B. INSTITUTE THEFT, PILFERAGE AND NON – DELIVERY CLAUSE
(For use only with Institute Clauses) (01/12/1983)
In consideration of an additional premium, it is hereby agreed that this insurance covers loss of or damage to the subject – matter insured caused by theft or pilferage, or by non – delivery of an entire package, subject always to the exclusions contained in this insurance.
Once again, this additional clause will not be required by an assured who has taken out a policy on “all risks” conditions.
It is something of an open question whether three separate risks covered by this clause, or whether they are merely three different species of the same genus. In Middows Ltd., V. Robertson, Helbery J. was invited at first instance to consider the non – delivery of a full cargo by reason of the carrying ship being diverted by order of the government in time of war. The insurance included a typed clause covering “damage by hook, oil, sweat, heat, fresh water and other cargo (liquid or solid), theft, pilferage and non – delivery”. The judge said “These general word ‘non – delivery’ following enumerated perils insured against cannot be divorced from what has gone before and treated as intended to denominate an entirely new risk. They are limited by the context in which they are found. Such words in such context are to be construed not as creating a new or further risk but affecting the burden of proof. Where such words occur in such a context the insured need not prove loss by theft or pilferage, it is enough if he proves non – delivery and gives prima facie proof that the goods were not lost in any other way than by theft or pilferage……. The case I m deciding …… is not a case which on its facts has anything to do with non – delivery when those words are applied in the context in which they occur”.
In the opinion of the authors, the context of the words “by theft or pilferage, or by non – delivery of an entire package” do not by their context, have to be construed ejusdem generis. On the contrary, it is considered that there are really two separate perils insured :
1. Theft or pilferage, and Quite separately.
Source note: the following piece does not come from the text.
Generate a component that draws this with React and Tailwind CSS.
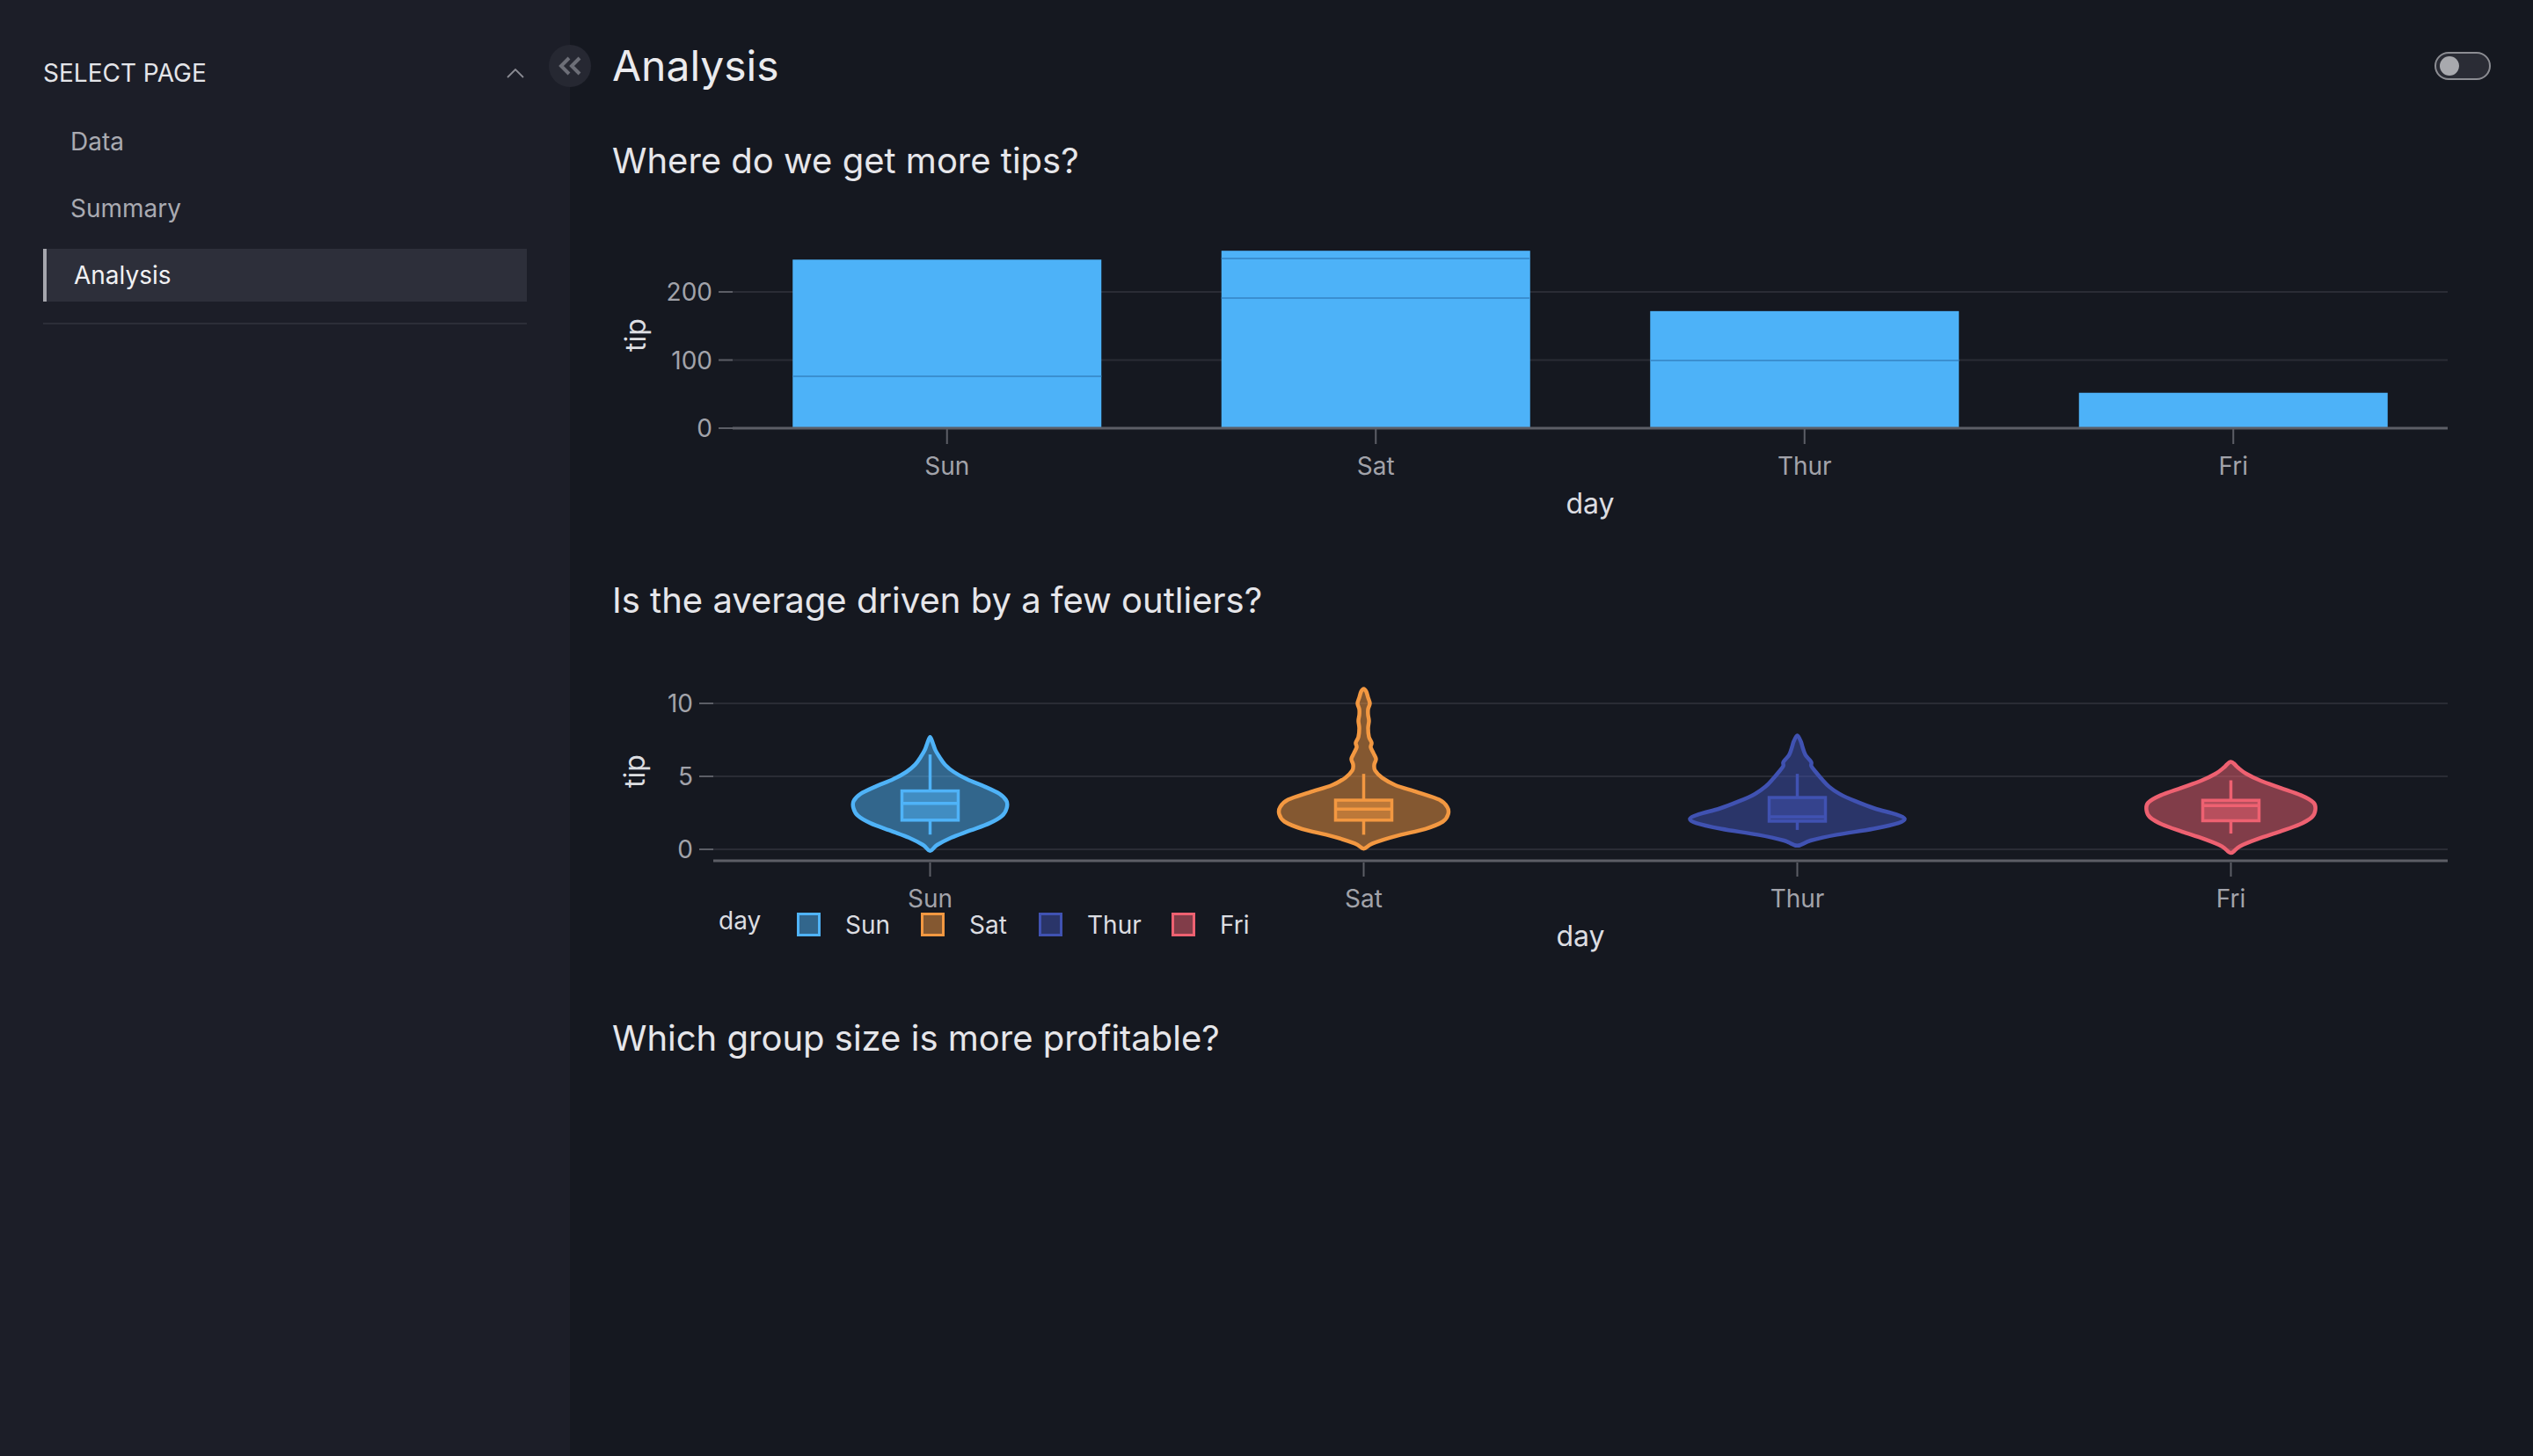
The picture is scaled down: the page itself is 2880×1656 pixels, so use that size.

2. Non – delivery of an entire package. This construction is supported by the comma which appears after the word ‘pilferage”, and by the repetition of the words “or by” before “non – delivery”, “theft or pilferage”.
In Nishna Trading Co. V. Chiyoda Fire and Marine Insurance Co., Shipowners, in the erroneous belief that they had a valid lien on the cargo for arrears of time –charter hire due to them form the time charters, landed the good at an intermediate port on the voyage and sold them there, Lord Denning M.R. said “Was there a ‘theft’ of cargo by the master? The word ‘theft’ is not used here in the strict sense of the criminal law. It does not bring in all the eccentricities of the law of larceny. It means only what an ordinary commercial man would consider to be theft and before finding theft, the Court should be satisfied that it is an appropriate description of what took place. The Court should be satisfied beyond reasonable doubt (as in the criminal law) but it should find on balance that there is sufficient to warrant the serious imputation to ‘theft’.
It was held by the Court of Appeal that the shipowner’s action did not amount to theft. “Pilferage” is a species of theft performed surreptitiously.
Nishina Trading Co., V. Chiyoda Fire and Marine Insurance Co. (1996) Lloyd’s Rep. 293 per Lord Denning M.R. at P. 298 “non – delivery of an entire package”.
Many cargo assured are under the impression that the inclusion that the inclusion of this risk entities them to claim for any loss (of an entire package) which has occurred at any time, and from any cause, during the voyage. This is not so as the following examples should make clear;
a) A case of fireworks is short delivered at destination, and the carrier explains that it was seized by the Customs authorities at an intermediate port, as they considered it to be hazardous cargo. This is not loss by non – delivery ; it is loss by ‘Seizure’ which is excluded peril (Clause 6.2. of Institute Cargo Clauses).
b) A case of fireworks is short delivered, but this time the carrier explains that the master ordered the case to be thrown overboard the case to be thrown overboard, since he considered it to be danger to the other cargo on board. This is not a loss by non – delivery, it is a loss by non – delivery, it is a loss by jettison, an unless there was willful misconduct on the part of the assured in shipping the fireworks, or in misdescribing them, there will be a claim under Institute Cargo Clauses without the addition of Theft. Pilferage and Non – Delivery Clause.
c) One package is shore delivered and, after inquiry, the carrier “regrets that it may have been delivered to another consignee by mistake”. This is non – delivery as regards the bill of lading holder and, subject to his holding the carrier responsible as he is required to do by clause 16.2 of the Institute Cargo Clause, he will have a valid claim under the Institute Theft. Pilferage and Non – Delivery Clause.
d) A case is short delivery and, after inquiry, it appears to have been over carried to another port, and the ship’s agent claims that he does not know what to do with it. In case, although there has been a ‘non – delivery in the ordinary sense of that word, there is no loss to the subject matter insured, which is perfectly safe an sound. In fact it is carrier’s duty to ship it back at his own expense to the port to which it was consigned and there tender it to the bill of lading holder.
e) A case is short delivered and, after inquiry, no one can offer any plausible explanation for its disappearance. This is loss by non – delivery, in circumstances which suggest that the package may have been stolen, although there is insufficient evidence to prove it. This is the case where the cause of the loss is ejusdem generis with theft or pilferage, so whatever construction might be required of the words in the clause, the loss will be paid for by the underwriters.